Frankie: [sighs] I just want him to be happy.
Mike: Me too.

Quote from Brick

Brick: How many guys do you know with their own key to the public library?
Cindy: Wow. This is so much better than going to prom. I don't get why parents think it's so important.
Brick: I guess they're afraid we're gonna miss out on stuff. So we tell 'em we're going and it makes 'em happy. It's a big moment in their lives.
Cindy: I mean, what are we missing out on? Look around. Fluorescent lights, the Dewey Decimal System... This really is the perfect night.
Brick: Yep, I've got everything I love here... books... and you. You hungry? I hid some chips in the botany section.
Cindy: I could eat. Then could we look at fashion through the ages? 'Cause sometimes, Brick, I am just a girl.
Brick: I've noticed.

Quote from Frankie

Sue: It's just, 'cause Axl was born first, he's never gonna feel the same way about me that I do about him.
Frankie: [scoffs] Are you kidding me? When we told him he was gonna have a little sister, he was so excited. He used to talk to you in my tummy.
Sue: Really?
Frankie: Mm-hmm. And then when you got here, you were like his little doll. He dragged you everywhere. He would play with you and watch over you and make sure I was feeding you. Wherever we went, he told people he was your "big bwuvah."
Sue: Reeeeeally?
Frankie: Yep. And when you got a little older, he used to sleep in the bed with you every night. It got to the point where you two were keeping each other up, so we finally made him go back to his own bed. Ooh, he was not happy. He threw a fit.

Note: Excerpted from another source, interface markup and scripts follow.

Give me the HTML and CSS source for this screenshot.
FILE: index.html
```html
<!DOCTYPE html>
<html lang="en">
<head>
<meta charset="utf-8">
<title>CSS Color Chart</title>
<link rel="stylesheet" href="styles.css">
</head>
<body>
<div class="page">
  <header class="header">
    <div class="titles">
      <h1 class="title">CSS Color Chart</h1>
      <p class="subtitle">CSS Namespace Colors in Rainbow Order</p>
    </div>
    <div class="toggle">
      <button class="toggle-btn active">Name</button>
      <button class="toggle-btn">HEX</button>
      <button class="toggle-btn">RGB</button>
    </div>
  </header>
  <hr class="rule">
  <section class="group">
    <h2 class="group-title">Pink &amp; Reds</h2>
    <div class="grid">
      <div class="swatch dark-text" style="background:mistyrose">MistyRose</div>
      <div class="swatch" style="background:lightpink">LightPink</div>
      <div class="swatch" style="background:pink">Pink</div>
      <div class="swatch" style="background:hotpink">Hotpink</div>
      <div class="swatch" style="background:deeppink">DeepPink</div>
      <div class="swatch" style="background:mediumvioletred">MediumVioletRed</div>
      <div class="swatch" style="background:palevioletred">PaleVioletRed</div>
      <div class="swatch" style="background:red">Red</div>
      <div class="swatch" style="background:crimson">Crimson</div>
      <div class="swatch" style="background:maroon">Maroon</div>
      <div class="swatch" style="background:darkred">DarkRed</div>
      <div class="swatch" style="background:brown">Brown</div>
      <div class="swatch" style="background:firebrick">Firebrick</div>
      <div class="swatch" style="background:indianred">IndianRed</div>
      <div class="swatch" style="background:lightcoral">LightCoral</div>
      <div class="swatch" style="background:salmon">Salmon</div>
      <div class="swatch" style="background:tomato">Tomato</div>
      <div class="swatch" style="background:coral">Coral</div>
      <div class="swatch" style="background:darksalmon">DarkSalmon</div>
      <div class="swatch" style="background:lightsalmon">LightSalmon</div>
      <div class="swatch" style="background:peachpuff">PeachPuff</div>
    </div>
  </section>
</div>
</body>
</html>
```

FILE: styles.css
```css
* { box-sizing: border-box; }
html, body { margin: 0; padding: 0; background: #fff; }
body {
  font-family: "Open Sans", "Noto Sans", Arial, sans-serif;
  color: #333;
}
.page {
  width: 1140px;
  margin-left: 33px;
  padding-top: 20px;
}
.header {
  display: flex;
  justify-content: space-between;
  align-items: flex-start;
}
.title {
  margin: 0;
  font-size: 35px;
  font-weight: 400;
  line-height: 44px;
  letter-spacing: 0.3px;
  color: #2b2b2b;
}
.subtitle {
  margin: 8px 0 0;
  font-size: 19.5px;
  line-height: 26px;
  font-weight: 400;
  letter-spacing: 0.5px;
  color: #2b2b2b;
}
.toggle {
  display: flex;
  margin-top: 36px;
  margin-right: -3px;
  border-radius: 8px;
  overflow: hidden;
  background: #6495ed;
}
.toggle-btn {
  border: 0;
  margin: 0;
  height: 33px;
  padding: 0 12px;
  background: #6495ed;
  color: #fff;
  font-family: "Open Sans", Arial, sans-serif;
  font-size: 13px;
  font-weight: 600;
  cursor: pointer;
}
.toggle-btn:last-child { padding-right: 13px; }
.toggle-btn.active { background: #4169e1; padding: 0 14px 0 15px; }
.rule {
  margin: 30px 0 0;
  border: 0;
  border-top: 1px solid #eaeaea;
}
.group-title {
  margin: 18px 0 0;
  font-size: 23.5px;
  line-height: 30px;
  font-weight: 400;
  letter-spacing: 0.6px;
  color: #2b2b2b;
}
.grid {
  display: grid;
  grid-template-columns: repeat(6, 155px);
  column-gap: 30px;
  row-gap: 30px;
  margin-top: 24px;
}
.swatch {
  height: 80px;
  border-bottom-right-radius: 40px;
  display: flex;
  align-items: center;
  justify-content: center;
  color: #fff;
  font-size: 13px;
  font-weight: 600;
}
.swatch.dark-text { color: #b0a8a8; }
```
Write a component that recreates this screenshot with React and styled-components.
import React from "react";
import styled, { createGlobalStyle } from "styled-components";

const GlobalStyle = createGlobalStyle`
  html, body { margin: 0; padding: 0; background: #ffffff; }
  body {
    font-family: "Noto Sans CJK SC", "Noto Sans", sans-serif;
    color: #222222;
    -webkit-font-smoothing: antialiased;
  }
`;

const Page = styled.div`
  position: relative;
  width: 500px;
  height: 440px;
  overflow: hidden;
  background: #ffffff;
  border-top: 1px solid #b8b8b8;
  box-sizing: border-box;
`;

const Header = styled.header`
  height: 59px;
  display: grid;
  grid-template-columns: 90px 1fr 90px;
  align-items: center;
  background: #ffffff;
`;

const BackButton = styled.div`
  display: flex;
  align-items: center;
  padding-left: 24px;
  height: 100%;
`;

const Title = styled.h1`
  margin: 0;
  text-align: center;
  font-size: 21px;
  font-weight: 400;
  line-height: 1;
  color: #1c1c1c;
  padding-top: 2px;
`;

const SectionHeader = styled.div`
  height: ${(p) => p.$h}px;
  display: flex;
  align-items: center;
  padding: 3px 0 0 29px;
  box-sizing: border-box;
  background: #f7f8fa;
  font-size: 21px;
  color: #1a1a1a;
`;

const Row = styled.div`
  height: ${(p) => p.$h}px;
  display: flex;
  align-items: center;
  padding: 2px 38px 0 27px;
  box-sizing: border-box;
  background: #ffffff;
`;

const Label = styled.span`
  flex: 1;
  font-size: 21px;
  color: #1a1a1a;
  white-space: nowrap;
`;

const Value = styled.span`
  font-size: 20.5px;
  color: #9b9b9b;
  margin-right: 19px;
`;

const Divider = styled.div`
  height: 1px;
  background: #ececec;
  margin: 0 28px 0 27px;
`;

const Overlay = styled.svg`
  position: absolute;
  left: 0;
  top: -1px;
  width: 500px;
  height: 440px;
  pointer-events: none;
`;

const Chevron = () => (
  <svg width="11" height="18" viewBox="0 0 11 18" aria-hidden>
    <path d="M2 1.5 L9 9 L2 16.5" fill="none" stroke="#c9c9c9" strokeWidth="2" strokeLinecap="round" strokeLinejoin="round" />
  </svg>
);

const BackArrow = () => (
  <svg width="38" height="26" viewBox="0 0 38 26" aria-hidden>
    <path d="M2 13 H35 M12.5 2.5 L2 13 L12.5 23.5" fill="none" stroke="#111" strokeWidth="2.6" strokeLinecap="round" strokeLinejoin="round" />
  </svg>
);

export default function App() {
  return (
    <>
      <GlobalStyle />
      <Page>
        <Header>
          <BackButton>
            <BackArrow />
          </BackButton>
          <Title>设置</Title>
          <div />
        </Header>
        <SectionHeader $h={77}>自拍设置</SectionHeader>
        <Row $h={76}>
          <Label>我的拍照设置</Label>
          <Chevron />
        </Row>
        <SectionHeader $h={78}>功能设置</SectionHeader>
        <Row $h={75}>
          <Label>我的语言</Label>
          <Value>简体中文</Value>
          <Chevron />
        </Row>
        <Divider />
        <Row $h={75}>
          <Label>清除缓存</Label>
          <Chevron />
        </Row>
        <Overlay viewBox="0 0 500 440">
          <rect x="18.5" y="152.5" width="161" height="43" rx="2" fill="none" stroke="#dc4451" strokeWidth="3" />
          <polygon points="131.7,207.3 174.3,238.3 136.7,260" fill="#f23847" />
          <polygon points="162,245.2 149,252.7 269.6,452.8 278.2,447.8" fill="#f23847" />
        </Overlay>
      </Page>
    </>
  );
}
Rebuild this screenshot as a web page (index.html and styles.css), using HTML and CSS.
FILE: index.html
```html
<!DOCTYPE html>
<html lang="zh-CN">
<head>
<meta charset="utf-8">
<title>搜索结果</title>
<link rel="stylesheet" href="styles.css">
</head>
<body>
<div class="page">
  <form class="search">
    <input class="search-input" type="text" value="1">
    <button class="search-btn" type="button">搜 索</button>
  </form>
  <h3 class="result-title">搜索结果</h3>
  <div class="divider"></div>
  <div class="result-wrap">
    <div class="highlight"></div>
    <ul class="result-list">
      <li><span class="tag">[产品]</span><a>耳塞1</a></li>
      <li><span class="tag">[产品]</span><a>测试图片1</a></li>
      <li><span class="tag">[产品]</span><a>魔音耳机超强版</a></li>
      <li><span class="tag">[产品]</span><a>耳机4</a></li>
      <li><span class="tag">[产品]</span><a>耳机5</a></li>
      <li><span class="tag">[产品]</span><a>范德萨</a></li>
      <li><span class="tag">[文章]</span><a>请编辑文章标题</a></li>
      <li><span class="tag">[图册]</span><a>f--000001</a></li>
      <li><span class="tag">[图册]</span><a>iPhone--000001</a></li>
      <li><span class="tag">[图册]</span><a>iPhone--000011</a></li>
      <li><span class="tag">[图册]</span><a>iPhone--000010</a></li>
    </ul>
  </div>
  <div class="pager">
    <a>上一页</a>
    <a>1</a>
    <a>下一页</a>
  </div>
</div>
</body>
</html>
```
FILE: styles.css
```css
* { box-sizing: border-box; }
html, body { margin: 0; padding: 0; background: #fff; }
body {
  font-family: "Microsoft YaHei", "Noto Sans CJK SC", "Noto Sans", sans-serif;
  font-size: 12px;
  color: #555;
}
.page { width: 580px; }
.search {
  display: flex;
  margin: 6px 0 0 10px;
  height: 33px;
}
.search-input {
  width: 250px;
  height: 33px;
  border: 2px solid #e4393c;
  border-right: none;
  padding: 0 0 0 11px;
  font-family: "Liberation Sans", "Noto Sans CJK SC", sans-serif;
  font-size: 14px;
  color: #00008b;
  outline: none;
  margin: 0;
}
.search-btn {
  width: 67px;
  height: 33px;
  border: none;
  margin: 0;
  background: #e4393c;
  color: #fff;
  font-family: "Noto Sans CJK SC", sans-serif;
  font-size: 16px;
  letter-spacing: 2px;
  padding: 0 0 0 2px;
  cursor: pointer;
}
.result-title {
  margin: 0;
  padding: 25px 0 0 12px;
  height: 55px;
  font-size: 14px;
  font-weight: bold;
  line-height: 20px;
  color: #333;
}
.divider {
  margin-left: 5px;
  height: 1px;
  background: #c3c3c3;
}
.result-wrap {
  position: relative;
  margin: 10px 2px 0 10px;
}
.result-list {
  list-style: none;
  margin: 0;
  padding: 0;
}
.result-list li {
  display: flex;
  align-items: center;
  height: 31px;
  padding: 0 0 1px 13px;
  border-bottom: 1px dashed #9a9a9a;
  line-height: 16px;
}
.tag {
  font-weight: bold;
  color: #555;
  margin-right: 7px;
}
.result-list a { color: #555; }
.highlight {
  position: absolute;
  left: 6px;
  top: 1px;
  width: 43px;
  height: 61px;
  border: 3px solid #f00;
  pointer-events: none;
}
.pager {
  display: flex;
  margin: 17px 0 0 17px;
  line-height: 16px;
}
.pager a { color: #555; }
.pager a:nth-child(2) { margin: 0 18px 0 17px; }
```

The only way we got him to do it is if he left Woofy Dog with you to protect you.
Sue: Wait, what do you mean, leave me Woofy Dog?
Frankie: Well, Woofy Dog was his.
Sue: Woofy Dog was Axl's?
Frankie: Yes. Didn't I tell you this story?
Sue: No. This is huge news! You told the story about how I was afraid of a knothole in the wood paneling like a thousand times, but this you keep from me? I can't believe Woofy Dog was Axl's. And he gave him to me. [gasps] He does adore me! [gasps] My big bwuvah does adore me! He just doesn't remember!